The current configuration deploy a Virtuoso triplestore on 64 GB (see NumberOfBuffers and MaxDirtyBuffers), also dedicating 8 GB per SPARQL query for computation processes (see MaxQueryMem). This configuration can be modify in the w_virtuoso.sh script.

Warnings: In the provided configuration, the port used by the docker-compose holding the Virtuoso triplestore is 9980. Thus, the url used to request the KG during the computation is http://localhost:9980/sparql/. So if you change the port in the docker-compose.yml, be sure to also changed it in the configuration file for requesting the endpoint.

  • Option details:
    • d: path to the virtuoso directory. Here, it is advised to set the absolute path.
    • s: path to the shared directory from the virtuoso directory (eg. share if you use the proposed settings)

Several checks can be used to ensure that the loading was done correctly:

  1. At the end of each loading file, Virtuoso execute the command select * from DB.DBA.LOAD_LIST where ll_error IS NOT NULL;. Globally, it asks Virtuoso to return graphs for which there was an error during rdf loading. Check that this request doesn't return any results (Virtuoso Bulk Loading RDF)

  2. Several requests will be sent against the Virtuoso endpoint during the process, you can check that the central requests are working well. A good start could be to check requests used in the X_Y part of the process (Cf. configuration files), such as: count_distinct_pmids_by_CID_MESH, count_distinct_pmids_by_ChEBI_MESH, count_distinct_pmids_by_ChemOnt_MESH. In doing so, be sure to add the content of the prefix variable at the beginning of your request and use only the first 100 elements by setting limit and offset parameters to 100 and 0 for instance. The first '%s' refers to the graphs that should be used in the request (the FROM part of the sparql request) but this can be removed for tests.

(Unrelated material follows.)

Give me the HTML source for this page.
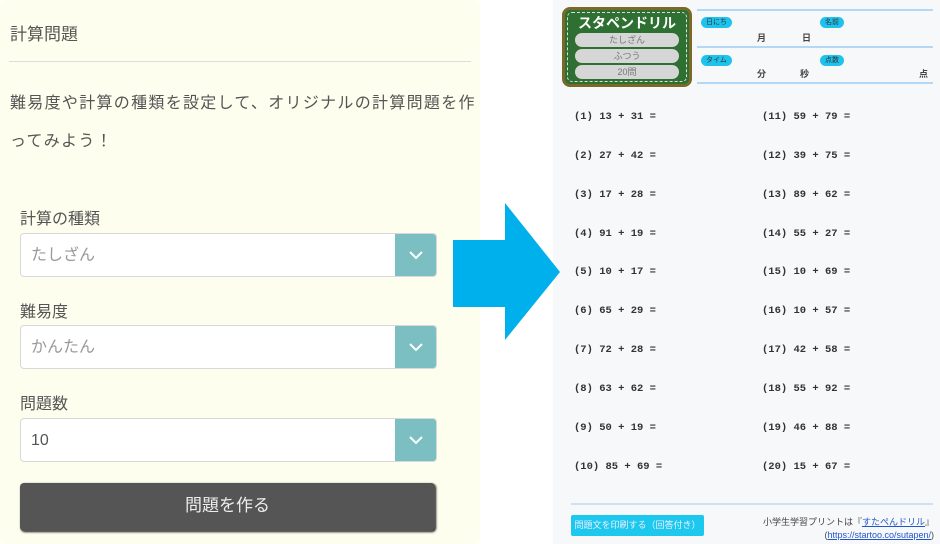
<!DOCTYPE html>
<html><head><meta charset="utf-8"><style>
*{margin:0;padding:0;box-sizing:border-box}
body{width:940px;height:544px;background:#fff;position:relative;overflow:hidden;font-family:"Liberation Sans","Noto Sans CJK JP",sans-serif;color:#555}
.left{position:absolute;left:0;top:0;width:480px;height:544px;background:#fefeee;border-radius:6px}
.t{position:absolute;left:10px;top:20px;font-size:17px}
.hr{position:absolute;left:9px;top:61px;width:462px;height:1px;background:#ddd}
.p{position:absolute;left:10px;top:85px;width:475px;font-size:16px;line-height:38px;letter-spacing:1.3px}
.lbl{position:absolute;left:20px;font-size:16px}
.sel{position:absolute;left:20px;width:417px;height:44px;background:#fff;border:1px solid #d8d8d8;border-radius:4px;overflow:hidden;font-size:16px;line-height:44px;padding-left:10px;color:#999}
.sel .b{position:absolute;right:0;top:0;width:41px;height:44px;background:#7bbfc2}
.sel svg{position:absolute;right:12px;top:15px}
.btn{position:absolute;left:20px;top:483px;width:415px;height:48px;background:#555;border-radius:4px;box-shadow:1px 1px 2px #111;color:#eee;font-size:17px;text-align:center;line-height:46px}
.right{position:absolute;left:553px;top:0;width:387px;height:544px;background:#f7f8fa}
.logo{position:absolute;left:562px;top:7px;width:130px;height:80px;background:#2e7031;border:3px solid #7a6a2a;border-radius:8px}
.logo .in{position:absolute;inset:2px;border:1px dashed #ddd;border-radius:5px}
.logo .h{position:absolute;top:3px;width:100%;text-align:center;color:#fff;font-weight:bold;font-size:14px}
.pill{position:absolute;left:10px;width:104px;height:14px;background:#d6d6d6;border-radius:7px;font-size:9px;line-height:14px;text-align:center;color:#777}
.ln{position:absolute;left:697px;width:236px;height:2px;background:#b3d7f5}
.tag{position:absolute;height:11px;background:#1dc3ec;border-radius:6px;font-size:7px;line-height:11px;padding:0 5px;color:#333}
.u{position:absolute;font-size:9px;font-weight:bold;color:#444}
.q{position:absolute;font-family:"Liberation Mono",monospace;font-weight:bold;font-size:10.5px;color:#333;white-space:pre}
.pb{position:absolute;left:571px;top:515px;width:133px;height:21px;background:#1dc8ee;border-radius:2px;color:#eef;font-size:9px;line-height:21px;text-align:center}
.ft{position:absolute;right:6px;top:516px;font-size:9px;text-align:right;line-height:13px;color:#444}
.ft a{color:#2255cc;text-decoration:underline}
</style></head><body>
<div class="left">
<div class="t">計算問題</div>
<div class="hr"></div>
<div class="p">難易度や計算の種類を設定して、オリジナルの計算問題を作ってみよう！</div>
<div class="lbl" style="top:205px">計算の種類</div>
<div class="sel" style="top:233px">たしざん<div class="b"></div><svg width="16" height="12"><path d="M2 3 L8 9 L14 3" stroke="#fff" stroke-width="2" fill="none"/></svg></div>
<div class="lbl" style="top:298px">難易度</div>
<div class="sel" style="top:325px">かんたん<div class="b"></div><svg width="16" height="12"><path d="M2 3 L8 9 L14 3" stroke="#fff" stroke-width="2" fill="none"/></svg></div>
<div class="lbl" style="top:390px">問題数</div>
<div class="sel" style="top:418px;color:#555">10<div class="b"></div><svg width="16" height="12"><path d="M2 3 L8 9 L14 3" stroke="#fff" stroke-width="2" fill="none"/></svg></div>
<div class="btn">問題を作る</div>
</div>
<div class="right"></div>
<svg style="position:absolute;left:453px;top:203px" width="108" height="138"><path d="M0 37 H52 V0 L107 69 L52 137 V104 H0 Z" fill="#00b0ec"/></svg>
<div class="logo"><div class="in"></div><div class="h">スタペンドリル</div>
<div class="pill" style="top:23px">たしざん</div><div class="pill" style="top:39px">ふつう</div><div class="pill" style="top:55px">20問</div></div>
<div class="ln" style="top:9px"></div><div class="ln" style="top:46px"></div><div class="ln" style="top:82px"></div>
<div class="tag" style="left:701px;top:17px">日にち</div><div class="tag" style="left:820px;top:17px">名前</div>
<div class="tag" style="left:701px;top:55px">タイム</div><div class="tag" style="left:820px;top:55px">点数</div>
<div class="u" style="left:757px;top:31px">月</div><div class="u" style="left:802px;top:31px">日</div>
<div class="u" style="left:757px;top:67px">分</div><div class="u" style="left:800px;top:67px">秒</div><div class="u" style="left:919px;top:67px">点</div>
<div class="q" style="left:574px;top:111px">(1) 13 + 31 =</div><div class="q" style="left:762px;top:111px">(11) 59 + 79 =</div>
<div class="q" style="left:574px;top:150px">(2) 27 + 42 =</div><div class="q" style="left:762px;top:150px">(12) 39 + 75 =</div>
<div class="q" style="left:574px;top:189px">(3) 17 + 28 =</div><div class="q" style="left:762px;top:189px">(13) 89 + 62 =</div>
<div class="q" style="left:574px;top:228px">(4) 91 + 19 =</div><div class="q" style="left:762px;top:228px">(14) 55 + 27 =</div>
<div class="q" style="left:574px;top:266px">(5) 10 + 17 =</div><div class="q" style="left:762px;top:266px">(15) 10 + 69 =</div>
<div class="q" style="left:574px;top:305px">(6) 65 + 29 =</div><div class="q" style="left:762px;top:305px">(16) 10 + 57 =</div>
<div class="q" style="left:574px;top:344px">(7) 72 + 28 =</div><div class="q" style="left:762px;top:344px">(17) 42 + 58 =</div>
<div class="q" style="left:574px;top:383px">(8) 63 + 62 =</div><div class="q" style="left:762px;top:383px">(18) 55 + 92 =</div>
<div class="q" style="left:574px;top:422px">(9) 50 + 19 =</div><div class="q" style="left:762px;top:422px">(19) 46 + 88 =</div>
<div class="q" style="left:574px;top:461px">(10) 85 + 69 =</div><div class="q" style="left:762px;top:461px">(20) 15 + 67 =</div>
<div class="ln" style="left:571px;width:362px;top:503px;background:#cfe0f0"></div>
<div class="pb">問題文を印刷する（回答付き）</div>
<div class="ft">小学生学習プリントは『<a>すたぺんドリル</a>』<br>(<a>https://startoo.co/sutapen/</a>)</div>
</body></html>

  3. TODO: Implement tests

3.2 - Set configuration files:

For each analysis, there are two main configuration files:

  • The first refer to parameters required during the requesting process. See README in the computation sub-directory for option details.
  • The second refer to parameters required in the conversion process of association results to RDF triples. See README in the Analyzes/Enrichment_to_graph sub-directory for option details.

3.3 - Computation

To compute associations between chemical entities and MeSH descriptors, you can use: w_computation.sh

Option details:

  • Mandatory options:
    • m: path to the configuration file of the analysis requesting Virtuoso
    • t: path to the configuration file to convert association to triples
    • u: name of the computed resource
    • d: path to the data directory
    • s: path to the Virtuoso shared directory
    • l: path to log directory
  • Optionals:
    • v: version of the analysis (optional, date used as default).
    • c: chunksize for parsing files (optional, default 100000). We recommend not to increase this parameter much because it could greatly increase the computation time.
    • p: number of used cores (optional, default 5)
    • o: threshold used in fragility index (optional, default 1e-6)
    • i: alpha of Jeffrey's CI for fragility index computation (optional, default 0.05)

For each analysis: all results and intermediary data will be exported in a dedicated sub-directory named as the resource (option u). In this sub-directory, you can find count data associated with Chemical entities, MeSH descriptors and their co-occurrences (eg. directory MESH_PMID). In the sub-directory results, you can find the table that resume counts for each association. This table is used later to compute Fisher exact tests on each association. From this table to the final result table containing all statistical values, there are several intermediary files produced.

These intermediary files are:

  • r_fisher.csv: correspond to the table containing results after the Fisher exact test computation.
  • r_fisher_q.csv: correspond to the results after FDR computation by the Benjamini and Holchberg procedure
  • r_fisher_q_w.csv: correspond to the results after computation of the fragility index. This file is the final result table.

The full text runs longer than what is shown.